IN reply to Susan Crozier’s letter, as mayor I chair town council meetings and have one vote (out of 10) and a casting vote.

As district councillor I have one vote out of 30. My votes are my only power, although of course I do seek to influence decision making by argument in council and the press.

The problems in regard to traffic and other matters go back to the Ryedale Plan. Unfortunately the public find plan-making boring, and don’t react until they see the consequences.

By the time the plan is adopted, it is treated like tablets of stone, and it is too late to do anything about it. As will be seen from my website, I tried very hard to warn the public through your columns of the disastrous consequences of the plan before it was adopted. Sadly few people took any notice.

In making the plan Ryedale was beset by arguments from country members that 47 per cent of new development was being built in the country and “only” 53 per cent in the towns. This was considered completely wrong: they used false environmental arguments to suggest there would be less pollution overall if all new development was concentrated in the towns.

On this basis, Malton/Norton was declared the “capital” of Ryedale and awarded 50 per cent of all new residential and 80 per cent of all new “employment “ development – for the whole district.

I feel I did everything I could have done to oppose the Ryedale Plan. I was supported by Malton Town Council. Since the plan was adopted, I have done everything I can do to lessen its impact and get it changed.

If Susan Crozier wants to blame anybody, she could start with Ryedale’s country members. If she wants to do anything about it, she should campaign to get the plan changed now.

Councillor Paul Andrews, Malton Ward

Stop inequality

RAIL users will shortly be hit by the biggest fare hike in five years.

This comes on the back of news that the promised TransPennine electrification project will be axed, leaving us stuck with slower, noisier and more polluting diesels.

Instead, funding will go to the £30bn Crossrail 2 for central London. The organisation IPPR North estimates that £1,943 is being spent per person in London on current or planned transport projects, compared with just £427 in the North.

With only 13 per cent of the UK population, London funnels off more than 50 per cent of our taxpayers’ money for transport infrastructure.

So much for the Government’s “commitment” to a “Northern Powerhouse”.

I call upon our MP Kevin Hollinrake to introduce a Private Member’s Bill in the next Parliamentary session to protest at this grotesque North-South inequality.

Dr Peter Williams, Malton

True masterpiece

A MASTERPIECE of bureaucratic planning to choose mid-August to close the lane between Great Edstone and Salton for re-surfacing.

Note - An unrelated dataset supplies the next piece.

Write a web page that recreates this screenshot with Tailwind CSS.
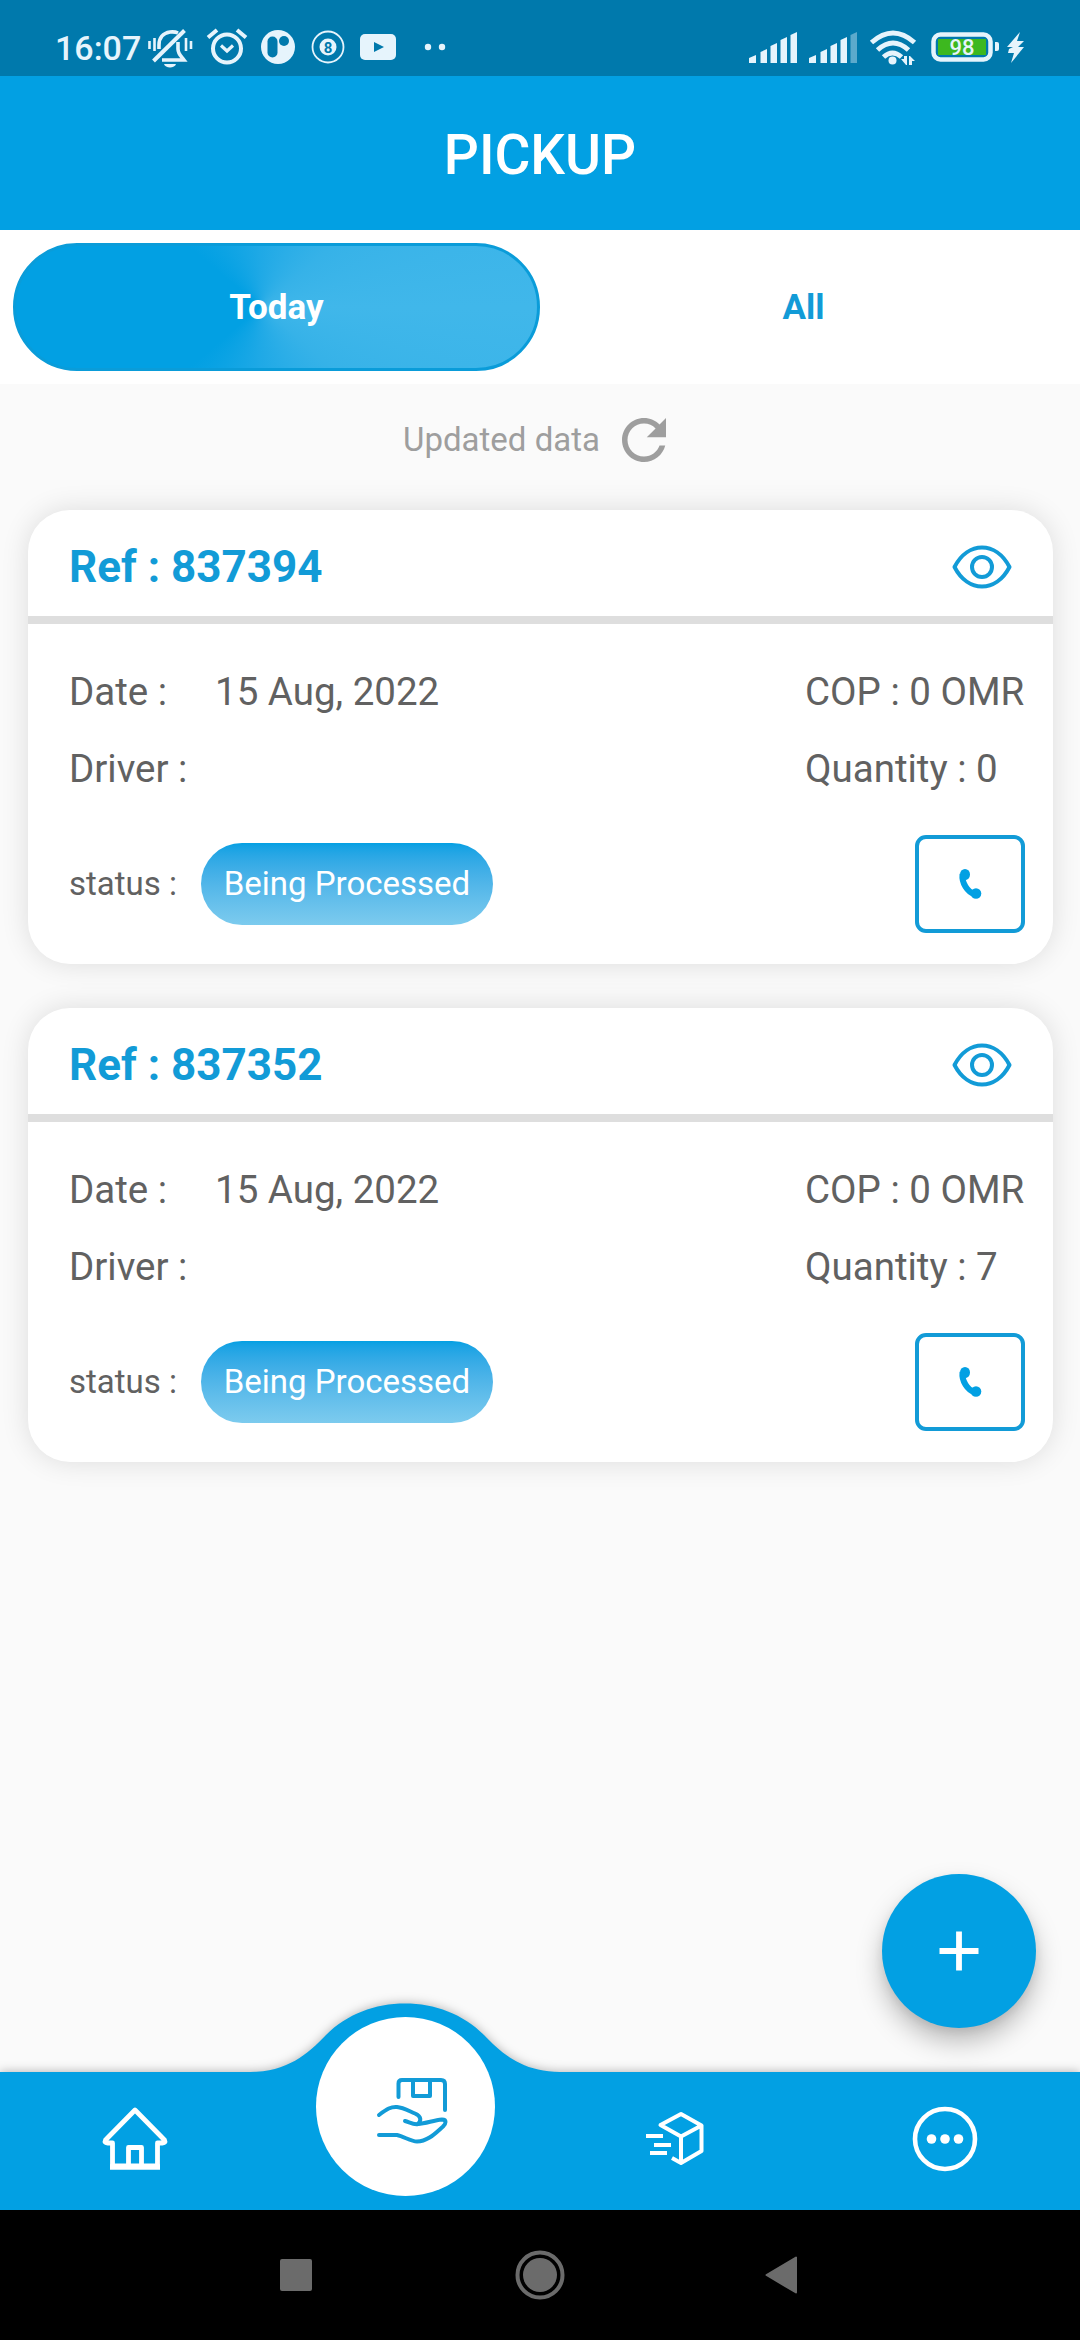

Tractors and trailers, balers and combines now need to do an eight-mile detour.

Helpfully, the sign at Edstone informs us that traffic to Settrington has been diverted.

I suppose both Settrington and Salton begin with “S” so it’s an understandable mistake.

Helen Earnshaw, Salton Last chance CUADRILLA has started drilling in Lancashire, hoping to frack in December if it obtains final permission from the Secretary of State for Energy.

Nobody doubts that, then, well proliferation will follow if Cuadrilla (as well as Third Energy and INEOS) decide that fracking is viable and will profit them. Similarly, very few can square a new UK fossil fuel industry with our commitment to a reduction in global warming.

On the contrary, other resource extractors will be incentivised, global warming will be boosted to an irreversible point while renewables are denied the level of support they would otherwise receive.

This might be our last chance to stop that first fatal frack. Those of us who care and who accept this argument should support,now, the Friends of the Earth Petition asking Greg Clark to think again before granting final permission.

There is nothing shameful about a U-turn if you discover you have been mistaken.

David Cragg-James, Stonegrave

Couldn’t make it up

I LAUGHED when I read the letter from Bill Jones re Castle Howard Estate being able to sell belongings to the nation and keep them in situ.

You couldn’t make it up could you?

The phrase “friends in high places” springs to mind.

The museum trust must be awash with funds if that is where the money came from, and here we are in 2017 people queueing at food banks and benefits being cut left right and centre. Where is the justice?

Take heart Bill, give it a try with the Inland Revenue you never know, tell them you are related to the Howards.